По — видимому, задача состоит в том, чтобы выстроить, помимо институтов коллективного единства, институты коллективного одиночества, которые (перефразируя формулу Маркса и Энгельса) бы удерживали энергию раскола и распада (разъ/единения) всех как условие раскола и распада (разъ/единения) каждого, проявляли, как это иногда делает искусство, невидимые пространство и время взрывного разрушения.

Помимо раскола с врагом, мы можем помыслить одиночество как разделенное (в обоих смыслах) с другом. Если под другом понимать не официального партнера и не собеседника, а замечаемого в периферии зрения анонимного другого, который экспроприирует твое одиночество и единичность. Жан — Люк Нанси, в своем понятии «множественно — единичного бытия», попытался ухватить именно этот смысл одиночества и указать его в качестве онтологического фундамента общества, тем самым предлагая принять и переосмыслить фундаментальную отчужденность современной социальной связи [114] . Впрочем, как представляется, и эта онтология имеет смысл только в горизонте разрушительно объединяющего события, где отчужденные одиночества становятся соратниками и потом, по рассеянии дыма, друзьями. Одиночество пост- или пред — событийно.

114

См.: Нанси Жан — Люк. Бытие единичное множественное. Минск Логвинов, 2004. Об одиночестве см. особенно с: 55–72, 119–131.

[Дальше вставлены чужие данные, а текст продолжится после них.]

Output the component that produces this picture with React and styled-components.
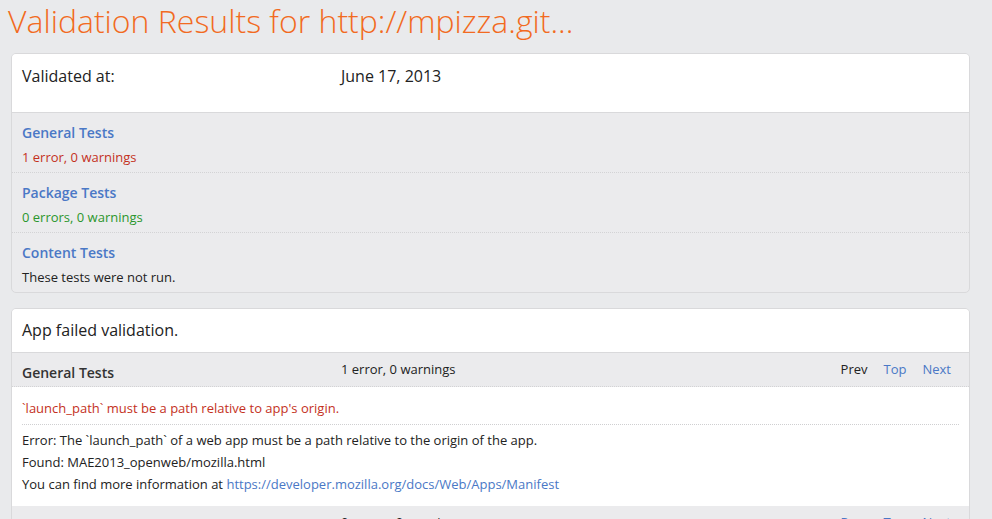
import styled, { createGlobalStyle } from "styled-components";

const GlobalStyle = createGlobalStyle`
  html, body {
    margin: 0;
    padding: 0;
    background: #e9eaec;
    font-family: "Open Sans", "Liberation Sans", sans-serif;
    color: #222;
  }
`;

const tests = [
  { name: "General Tests", status: "1 error, 0 warnings", tone: "error" },
  { name: "Package Tests", status: "0 errors, 0 warnings", tone: "ok" },
  { name: "Content Tests", status: "These tests were not run.", tone: "plain" },
];

function App() {
  return (
    <>
      <GlobalStyle />
      <Page>
        <Title>Validation Results for http://mpizza.git...</Title>

        <Card>
          <CardHeader>
            <Label>Validated at:</Label>
            <Value>June 17, 2013</Value>
          </CardHeader>
          <Summary>
            {tests.map((t) => (
              <SummaryRow key={t.name}>
                <TestLink href="#">{t.name}</TestLink>
                <Status tone={t.tone}>{t.status}</Status>
              </SummaryRow>
            ))}
          </Summary>
        </Card>

        <Card>
          <Verdict>App failed validation.</Verdict>
          <SectionBar>
            <SectionName>General Tests</SectionName>
            <SectionCount>1 error, 0 warnings</SectionCount>
            <Pager>
              <PagerItem>Prev</PagerItem>
              <PagerLink href="#">Top</PagerLink>
              <PagerLink href="#">Next</PagerLink>
            </Pager>
          </SectionBar>
          <Message>
            <MessageTitle>`launch_path` must be a path relative to app's origin.</MessageTitle>
            <MessageBody>
              <p>Error: The `launch_path` of a web app must be a path relative to the origin of the app.</p>
              <p>Found: MAE2013_openweb/mozilla.html</p>
              <p>
                You can find more information at{" "}
                <TextLink href="#">https://developer.mozilla.org/docs/Web/Apps/Manifest</TextLink>
              </p>
            </MessageBody>
          </Message>
          <SectionBar>
            <SectionName>Package Tests</SectionName>
            <SectionCount>0 errors, 0 warnings</SectionCount>
            <Pager>
              <PagerLink href="#">Prev</PagerLink>
              <PagerLink href="#">Top</PagerLink>
              <PagerLink href="#">Next</PagerLink>
            </Pager>
          </SectionBar>
        </Card>
      </Page>
    </>
  );
}

const Page = styled.div`
  padding: 0 22px 40px 11px;
  height: 519px;
  overflow: hidden;
  box-sizing: border-box;
`;

const Title = styled.h1`
  margin: 0 0 0 -3px;
  height: 53px;
  font-size: 32px;
  font-weight: 300;
  line-height: 42px;
  color: #f26a21;
`;

const Card = styled.div`
  background: #ebebed;
  border: 1px solid #d9d9db;
  border-radius: 5px;
  overflow: hidden;
  margin-bottom: 15px;
`;

const CardHeader = styled.div`
  display: grid;
  grid-template-columns: 319px 1fr;
  align-items: start;
  background: #fff;
  height: 59px;
  padding: 11px 10px 0;
  box-sizing: border-box;
  border-bottom: 1px solid #d9d9db;
  font-size: 16px;
`;

const Label = styled.span``;

const Value = styled.span``;

const Summary = styled.div``;

const SummaryRow = styled.div`
  height: 60px;
  box-sizing: border-box;
  padding: 10px 10px 0;
  border-bottom: 1px dotted #d3d3d5;
  display: flex;
  flex-direction: column;
  gap: 6px;

  &:last-child {
    border-bottom: none;
    height: 59px;
  }
`;

const TestLink = styled.a`
  font-size: 14px;
  font-weight: 600;
  color: #4a78c6;
  text-decoration: none;
  line-height: 19px;
`;

const toneColors = { error: "#c4311d", ok: "#2b962c", plain: "#222" };

const Status = styled.span`
  font-size: 13px;
  line-height: 19px;
  color: ${(p) => toneColors[p.tone]};
`;

const Verdict = styled.div`
  background: #fff;
  height: 44px;
  box-sizing: border-box;
  padding: 10px 10px 0;
  font-size: 16px;
  border-bottom: 1px solid #d9d9db;
`;

const SectionBar = styled.div`
  display: grid;
  grid-template-columns: 319px 1fr auto;
  align-items: start;
  height: 34px;
  box-sizing: border-box;
  padding: 0 18px 0 10px;
  border-bottom: 1px dotted #d3d3d5;
  font-size: 13px;
`;

const SectionName = styled.span`
  font-size: 14px;
  font-weight: 600;
  color: #333;
  padding-top: 10px;
`;

const SectionCount = styled.span`
  padding-top: 7px;
`;

const Pager = styled.div`
  display: flex;
  gap: 16px;
  padding-top: 7px;
`;

const PagerItem = styled.span`
  color: #222;
`;

const PagerLink = styled.a`
  color: #4a78c6;
  text-decoration: none;
`;

const Message = styled.div`
  background: #fff;
  padding: 12px 10px 11px;
  font-size: 13px;
`;

const MessageTitle = styled.div`
  color: #c4311d;
  line-height: 19px;
  padding-bottom: 6px;
  border-bottom: 1px dotted #cfcfd1;
`;

const MessageBody = styled.div`
  padding-top: 4px;

  p {
    margin: 0;
    line-height: 22px;
  }
`;

const TextLink = styled.a`
  color: #4a78c6;
  text-decoration: none;
`;

export default App;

Известный британский психоаналитик Д. Винникотт в своей статье «Способность к одиночеству» [115] обращает внимание на парадоксальный эмпирический феномен — по его мнению, чтобы человек умел переносить одиночество, ему в детстве необходим опыт «пребывания маленького ребенка в одиночестве в присутствии своей матери». «Таким образом, — пишет Винникотт — в основе способности к одиночеству содержится парадокс: она представляет собой опыт пребывания в одиночестве при одновременном присутствии кого — то другого». Мать в этой ситуации служит гарантом, позволяющим ребенку открыться своим внутренним импульсам, исходящим от «оно». Эта интересная модель аналогична более известной теории Винникотга, в центре которой стоит так называемый «переходный объект». Прежде чем мы вырабатываем отношение к внешнему объекту, говорит Винникотт, нам нужен некий особый предмет, например игрущка, который не является ни объектом, ни субъектом, а воспринимается нами амбивалентно, и как часть нас, и как внешняя инстанция. Это — схема, матрица объектного отношения. Точно так же одиночество (в хорошем смысле слова), то есть возможность внутреннего диалога, и вообще терпимость по отношению к себе становятся, по Винникотту, возможны только в присутствии «переходного субъекта» — другого человека, которого мы не совсем отделяем от себя. Как и в случае объекта, этот опыт не проходит полностью. Собственно, именно он и является одиночеством в узком смысле слова, как условием любых отношений к себе и к другим. И это одиночество является либо внутренним расколом, либо своеобразным отношением к Другому (любовь, дружба), в котором этот Другой не отделяется полностью от «я». Собственно, именно такими и должны в идеале быть человеческие отношения — спокойное фоновое отношение к Другому, без вздрагивания от его вида, как зачастую в современном западном обществе, и без его угрюмого игнорирования, как зачастую в обществе российском. Этикой не должно быть безусловное послушание и обостренное внимание к Другому (это, в карикатурном виде, уже осуществлено современными сенсационными медиа), а скорее такое внимание к нему, которое предполагает сочувствующее отпускание его в одиночество.

115

WinncottD. The Capacity to be Alone // International Journal of Psycho- Analysis. 1958. № 39- P. 416–420.